You do understand the point of the last word in my post, right?

I had never heard of the place until a couple of weeks ago, when the documentary Class Action Park, which tells the story of the park, was on Sky Documentaries here in the UK. It’s a helluva watch, intermittently hilarious and horrifying. I very nearly posted something asking if any NY/NJ dopers had actually been there/done that/had the T-shirt torn off their backs in some horrific accident. Your post has provided the opportunity.

j

Unfortunately, it’s not available any more.

A friend of mine took that peanut butter / jelly jar mix on a ski hut trip. On these trips everyone brings something to contribute, and they cook up nice meals.

After that, he got the nick name ‘Goober’.

Yeah, who vets these things? One article says:

Employees were offered $100 to test the waterslide. In initial runs, people came out with bloodied mouths. Then riders emerged with lacerations. It turns out teeth were embedded in the slide from the earlier group. Mulvihill brought in a Navy doctor to assess G-forces, who found that those riding the slide experienced 9 Gs, much like an F-14 pilot.

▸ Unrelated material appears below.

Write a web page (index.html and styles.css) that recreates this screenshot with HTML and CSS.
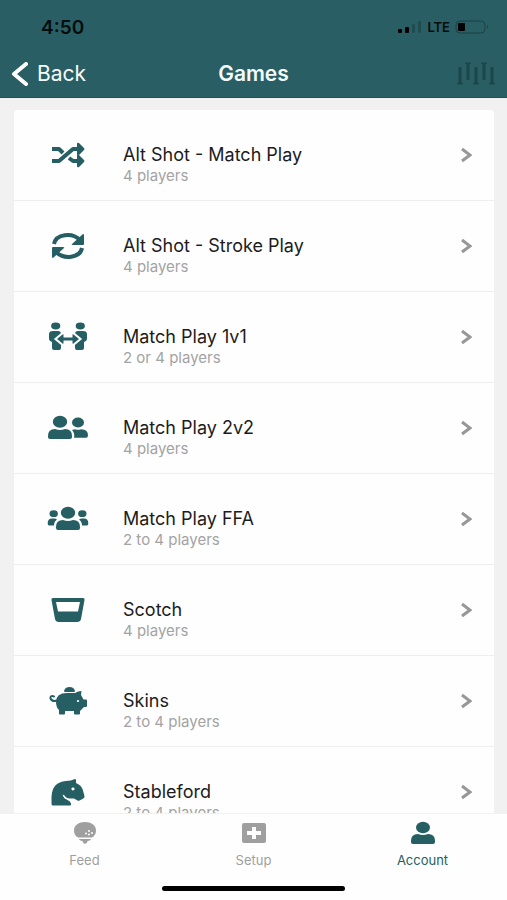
FILE: index.html
```html
<!DOCTYPE html>
<html lang="en">

<head>
    <meta charset="UTF-8">
    <meta name="viewport" content="width=device-width, initial-scale=1.0">
    <title>Games</title>
    <link rel="stylesheet" href="styles.css">
</head>

<body>

    <header class="header">
        <div class="status-bar">
            <span class="time">4:50</span>
            <div class="status-icons">
                <svg class="signal" viewBox="0 0 24 12" aria-hidden="true">
                    <rect x="0" y="8" width="4" height="4" rx="1" />
                    <rect x="7" y="6" width="4" height="6" rx="1" />
                    <rect class="weak" x="14" y="3" width="3" height="9" rx="1" />
                    <rect class="weak" x="20" y="0" width="3" height="12" rx="1" />
                </svg>
                <span class="network">LTE</span>
                <svg class="battery" viewBox="0 0 34 14" aria-hidden="true">
                    <rect class="shell" x="1" y="1" width="29" height="12" rx="4" />
                    <rect x="3" y="3" width="7" height="8" rx="1" />
                    <path class="tip" d="M32 5q2 2 0 4z" />
                </svg>
            </div>
        </div>

        <div class="nav-bar">
            <a class="back" href="#">
                <svg viewBox="0 0 17 24" aria-hidden="true"><path d="M15 2 3 12l12 10" /></svg>
                Back
            </a>
            <h1>Games</h1>
            <button class="tees" type="button" aria-label="Game options">
                <svg viewBox="0 0 40 24" aria-hidden="true">
                    <path d="M4 5v16M12 3v15M20 5v16M28 3v15M36 5v16" />
                    <path class="cap" d="M1 22q3-4 6 0zM17 22q3-4 6 0zM33 22q3-4 6 0zM9 1h6q-3 4-6 0zM25 1h6q-3 4-6 0z" />
                </svg>
            </button>
        </div>
    </header>

    <main class="content">
        <ul class="game-list">
            <li>
                <a class="game" href="#">
                    <svg class="icon" viewBox="0 0 42 30" aria-hidden="true">
                        <path class="line" d="M5 9h7l4 4M5 21h7L26 9h6M22 18l4 3h6" />
                        <path d="M30 4q0-2 2-1l5 5q1 1 0 2l-5 5q-2 1-2-1zM30 16q0-2 2-1l5 5q1 1 0 2l-5 5q-2 1-2-1z" />
                    </svg>
                    <div class="info">
                        <h2>Alt Shot - Match Play</h2>
                        <p>4 players</p>
                    </div>
                    <svg class="chevron" viewBox="0 0 12 16" aria-hidden="true"><path d="M2 2l8 6-8 6" /></svg>
                </a>
            </li>
            <li>
                <a class="game" href="#">
                    <svg class="icon" viewBox="0 0 42 30" aria-hidden="true">
                        <path class="line" d="M7 13C9 3 25 1 33 9M35 17C33 27 17 29 9 21" />
                        <path d="M36 3q1 0 1 1v9q0 1-1 1H26q-2 0-1-1zM6 27q-1 0-1-1v-9q0-1 1-1h10q2 0 1 1z" />
                    </svg>
                    <div class="info">
                        <h2>Alt Shot - Stroke Play</h2>
                        <p>4 players</p>
                    </div>
                    <svg class="chevron" viewBox="0 0 12 16" aria-hidden="true"><path d="M2 2l8 6-8 6" /></svg>
                </a>
            </li>
            <li>
                <a class="game" href="#">
                    <svg class="icon" viewBox="0 0 42 30" aria-hidden="true">
                        <ellipse cx="8.7" cy="4" rx="4.6" ry="3.4" />
                        <ellipse cx="33.3" cy="4" rx="4.6" ry="3.4" />
                        <path d="M6 9h5q3 0 3 3v14q0 2-2 2H7q-2 0-2-2v-6q-3-1-3-3v-5q0-3 4-3zM36 9h-5q-3 0-3 3v14q0 2 2 2h5q2 0 2-2v-6q3-1 3-3v-5q0-3-4-3z" />
                        <path class="outlined" d="M10 17l5.500-4.500q1-.5 1 .5v2.500h9V13q0-1 1-.5L32 17l-5.500 4.500q-1 .5-1-.5v-2.500h-9V21q0 1-1 .5z" />
                    </svg>
                    <div class="info">
                        <h2>Match Play 1v1</h2>
                        <p>2 or 4 players</p>
                    </div>
                    <svg class="chevron" viewBox="0 0 12 16" aria-hidden="true"><path d="M2 2l8 6-8 6" /></svg>
                </a>
            </li>
            <li>
                <a class="game" href="#">
                    <svg class="icon" viewBox="0 0 42 30" aria-hidden="true">
                        <ellipse cx="13" cy="8.700" rx="7.200" ry="6" />
                        <path d="M1 23q0-7 7-7 5 2 10 0 7 0 7 7v1q0 2-2 2H3q-2 0-2-2z" />
                        <ellipse cx="31" cy="9.500" rx="6" ry="5" />
                        <path d="M25 17l3-.8q3 1 6 0 7 0 7 6 0 2.500-2 2.500H27q1-4.500-2-7.700z" />
                    </svg>
                    <div class="info">
                        <h2>Match Play 2v2</h2>
                        <p>4 players</p>
                    </div>
                    <svg class="chevron" viewBox="0 0 12 16" aria-hidden="true"><path d="M2 2l8 6-8 6" /></svg>
                </a>
            </li>
            <li>
                <a class="game" href="#">
                    <svg class="icon" viewBox="0 0 42 30" aria-hidden="true">
                        <ellipse cx="21" cy="8.700" rx="7.200" ry="6" />
                        <path d="M9 23q0-7 7-7 5 2 10 0 7 0 7 7v1q0 2-2 2H11q-2 0-2-2z" />
                        <ellipse cx="6.700" cy="9.700" rx="4.200" ry="3.400" />
                        <ellipse cx="35.300" cy="9.700" rx="4.200" ry="3.400" />
                        <path d="M.7 19.500q0-5 4.300-5h3l2 1q-3 2-3 6H2q-1.300 0-1.300-2zM41.300 19.500q0-5-4.300-5h-3l-2 1q3 2 3 6h5q1.300 0 1.300-2z" />
                    </svg>
                    <div class="info">
                        <h2>Match Play FFA</h2>
                        <p>2 to 4 players</p>
                    </div>
                    <svg class="chevron" viewBox="0 0 12 16" aria-hidden="true"><path d="M2 2l8 6-8 6" /></svg>
                </a>
            </li>
            <li>
                <a class="game" href="#">
                    <svg class="icon" viewBox="0 0 42 30" aria-hidden="true">
                        <path fill-rule="evenodd" d="M6 3h30q2 0 1.500 2L34 24q-.5 3-4 3H12q-3.500 0-4-3L4.500 5Q4 3 6 3zm3 4 2 9.500h20L33 7z" />
                    </svg>
                    <div class="info">
                        <h2>Scotch</h2>
                        <p>4 players</p>
                    </div>
                    <svg class="chevron" viewBox="0 0 12 16" aria-hidden="true"><path d="M2 2l8 6-8 6" /></svg>
                </a>
            </li>
            <li>
                <a class="game" href="#">
                    <svg class="icon" viewBox="0 0 42 30" aria-hidden="true">
                        <path d="M17 5q1-4 5.500-4T28 5q0 1-1 1h-9q-1 0-1-1z" />
                        <path d="M20 7h8q3-2 6.500-2l-.5 4 2.500 4.500H39q1 0 1 1V20q0 1-1 1h-2l-4 4v2.500q0 1-1 1h-4q-1 0-1-1V25h-9v2.500q0 1-1 1h-4q-1 0-1-1V24Q9 21 9 16q0-9 11-9z" />
                        <path class="tail" d="M7 10.500Q3 9 3.500 12.500 5 16 10 14.500" />
                        <ellipse class="eye" cx="31" cy="15" rx="1.200" ry="1" />
                    </svg>
                    <div class="info">
                        <h2>Skins</h2>
                        <p>2 to 4 players</p>
                    </div>
                    <svg class="chevron" viewBox="0 0 12 16" aria-hidden="true"><path d="M2 2l8 6-8 6" /></svg>
                </a>
            </li>
            <li>
                <a class="game" href="#">
                    <svg class="icon" viewBox="0 0 42 30" aria-hidden="true">
                        <path d="M28 2q1 0 1 1v3q5 2 6.500 6l2 7q.5 2-2 3l-3 1.500q-1 .5-2 0L27 21.500h-4q-4 0-5.500-3l-2-1q1 4 5 5.500 3 1 3.500 3.500v1q0 1-1 1H6q-1.500 0-1.500-1.500V20Q5 5 19 4q5 0 9-2z" />
                        <ellipse class="eye" cx="26" cy="12" rx="1.600" ry="1.400" />
                    </svg>
                    <div class="info">
                        <h2>Stableford</h2>
                        <p>2 to 4 players</p>
                    </div>
                    <svg class="chevron" viewBox="0 0 12 16" aria-hidden="true"><path d="M2 2l8 6-8 6" /></svg>
                </a>
            </li>
        </ul>
    </main>

    <footer class="footer">
        <nav class="tabs">
            <a class="tab" href="#">
                <svg viewBox="0 0 26 24" aria-hidden="true">
                    <path d="M6 16.500Q2 14 2 9.500C2 4 7 1 13 1s11 3 11 8.500q0 4.500-4 7zM7 18h12q0 1.500-3 2-1 0-1 1.500-2 2.500-4 0 0-1.500-1-1.500-3-.5-3-2z" />
                    <g class="dimples">
                        <circle cx="17" cy="10" r="1" />
                        <circle cx="20" cy="12" r="1" />
                        <circle cx="17" cy="13.500" r="1" />
                        <circle cx="14" cy="12.500" r="1" />
                    </g>
                </svg>
                Feed
            </a>
            <a class="tab" href="#">
                <svg viewBox="0 0 26 24" aria-hidden="true">
                    <path fill-rule="evenodd" d="M3 2h20q2 0 2 2v16q0 2-2 2H3q-2 0-2-2V4q0-2 2-2zm8 4v4H6v4h5v4h4v-4h5v-4h-5V6z" />
                </svg>
                Setup
            </a>
            <a class="tab active" href="#">
                <svg viewBox="0 0 26 24" aria-hidden="true">
                    <ellipse cx="13" cy="6.500" rx="7" ry="5.700" />
                    <path d="M1 20q0-7 7-7 5 2 10 0 7 0 7 7v1q0 2-2 2H3q-2 0-2-2z" />
                </svg>
                Account
            </a>
        </nav>
        <div class="home-indicator"></div>
    </footer>

</body>

</html>
```
FILE: styles.css
```css
* {
    box-sizing: border-box;
}

body {
    display: flex;
    flex-direction: column;
    height: 100vh;
    margin: 0;
    background-color: #f1f1f2;
    color: #1c1c1c;
    font-family: Inter, "Liberation Sans", sans-serif;
}

a {
    color: inherit;
    text-decoration: none;
}

.header {
    flex: none;
    background-color: #295f64;
    border-bottom: 1px solid #1d5055;
}

.status-bar {
    display: flex;
    justify-content: space-between;
    align-items: center;
    height: 50px;
    padding: 4px 18px 0 41px;
    color: #050d0e;
}

.time {
    font-size: 19px;
    font-weight: 600;
}

.status-icons {
    display: flex;
    align-items: center;
    gap: 5px;
}

.signal {
    width: 24px;
    height: 12px;
}

.weak {
    fill: #1f4c50;
}

.network {
    font-size: 13px;
    font-weight: 600;
}

.battery {
    width: 34px;
    height: 14px;
}

.shell {
    fill: none;
    stroke: #1b4145;
}

.tip {
    fill: #1b4145;
}

.nav-bar {
    display: grid;
    grid-template-columns: 1fr auto 1fr;
    align-items: center;
    height: 47px;
    padding: 0 11px;
    color: #f4fafa;
}

.nav-bar h1 {
    margin: 0;
    font-size: 21px;
    font-weight: 600;
}

.back {
    display: flex;
    align-items: center;
    gap: 9px;
    font-size: 21px;
}

.back svg {
    width: 17px;
    height: 24px;
    fill: none;
    stroke: #ffffff;
    stroke-width: 4;
    stroke-linecap: round;
    stroke-linejoin: round;
}

.tees {
    justify-self: end;
    padding: 0;
    border: none;
    background: none;
    cursor: pointer;
}

.tees svg {
    display: block;
    width: 40px;
    height: 24px;
    fill: none;
    stroke: #1d464b;
    stroke-width: 3;
}

.tees .cap {
    fill: #1d464b;
    stroke-width: 1;
}

.content {
    flex: 1;
    min-height: 0;
    padding: 12px 13px 0 14px;
    overflow-y: auto;
    scrollbar-width: none;
}

.game-list {
    margin: 0;
    padding: 0;
    list-style: none;
    background-color: #fefefe;
    border-radius: 4px;
}

.game-list li {
    border-bottom: 1px solid #eeeeee;
}

.game {
    display: flex;
    align-items: center;
    height: 90px;
    padding: 0 22px 0 33px;
}

.icon {
    width: 42px;
    height: 30px;
    fill: #255e63;
}

.line {
    fill: none;
    stroke: #255e63;
    stroke-width: 4;
    stroke-linejoin: round;
}

.outlined {
    stroke: #fefefe;
    stroke-width: 4;
    paint-order: stroke;
}

.tail {
    fill: none;
    stroke: #255e63;
    stroke-width: 2;
    stroke-linecap: round;
}

.eye {
    fill: #fefefe;
}

.info {
    flex: 1;
    padding-top: 20px;
    margin-left: 34px;
}

.info h2 {
    margin: 0;
    font-size: 18px;
    font-weight: 400;
    line-height: 22px;
}

.info p {
    margin: 0;
    color: #a3a3a3;
    font-size: 15px;
    line-height: 20px;
}

.chevron {
    width: 12px;
    height: 16px;
    fill: none;
    stroke: #979797;
    stroke-width: 3;
}

.footer {
    flex: none;
    background-color: #fefefe;
    border-top: 1px solid #f1f1f1;
}

.tabs {
    display: flex;
    height: 72px;
    padding-top: 7px;
}

.tab {
    display: flex;
    flex: 1;
    flex-direction: column;
    align-items: center;
    gap: 7px;
    color: #9f9f9f;
    font-size: 13px;
    line-height: 16px;
}

.tab svg {
    width: 26px;
    height: 24px;
    fill: currentColor;
}

.tab.active {
    color: #255e63;
}

.dimples {
    fill: #fefefe;
}

.home-indicator {
    width: 36%;
    height: 5px;
    margin: 0 auto 9px;
    border-radius: 3px;
    background-color: #000000;
}
```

I’m uncertain of the current landscape when it comes to TV viewing. It used to be that you had a cable provider or maybe you used a dish satellite service. Occasionally HBO and other premium channels would have a free weekend, try to hook subscribers. When we had DirecTV I would sometimes suddenly find a recent Bill Maher HBO program on my DVR because it was still in the list to record. Now a lot of it seems to be going a la carte, which can add up in a hurry.

In the U.S. perhaps. But it is an ingredient that has been used in Indian cooking (called methi) long before they heard of maple syrup.

Yes, yes, traditionally in the US. Pardon my Amero-centrism. I know its uses as both a spice and an herb in South Asian and some other cuisines. The fenugreek seeds and kasuri methi I have in my spice cabinet I use exclusively for those reasons, not as a lactation aid nor maple substitute.

When my dad was a junior engineer, the computers were likely to be young women with a math degree, ie mathematicians. They did more complex stuff than simply adding and subtracting. They often married young engineers, and left the workforce.

“In the late 1950s and early 60s, the Florida Panhandle was responsible for two-thirds of all loss-of-limb accident claims in the United States due largely to one town: Vernon, Florida.”

Here’s a podcast that I have not listened to.

Here’s a Wikipedia article that explains what happened when Errol Morris attempted to make documentary about Nub City.

The movie Six Minutes To Midnight is enjoying it’s streaming release over here at the moment. I mention this because the movie has brought to light a little bit of local history that I (and I think the vast majority of folks) was completely unaware of. Bexhill Observer story - Warning: cookie fest - see below for alternative video source.

Six Minutes to Midnight tells the story of Augusta Victoria College, a large Victorian villa in Dorset Road, which once housed a Nazi finishing school where up to two dozen daughters of the Nazi regime were sent to improve their English.

Students included the daughter of Adolf Hitler’s Foreign Minister Joachim von Ribbentrop.

The Augusta Victoria School operated in Dorset Road and taught German girls throughout the 1930s and only closed at the outbreak of World War Two.

The school was run on Nazi ideals throughout Hitler’s governance as demonstrated by the school badge, a Swastika on one side and a Union Jack on the other.

Bexhill is on the south coast of England, about 30 miles east of Brighton (50 miles SSE of London, if you prefer).

Here is a short (6 minutes) somewhat worthy and amateurish YouTube video put together by (I think) local historians. You can see the school badge, swastika and all, at the start and a list of alumni at the end. I’d say it was worth sticking with the video, but then I’m local and thus biased.

j

Definitely more complex stuff than adding and subtracting. Numerical integration, for instance, would be a big chunk of it, and it takes a certain level of mathematical knowledge to even understand what that is, much less to properly make use of the various techniques for it. But it’s still mind-numbing work, that the people with the job title of “mathematician” didn’t want to waste their time on.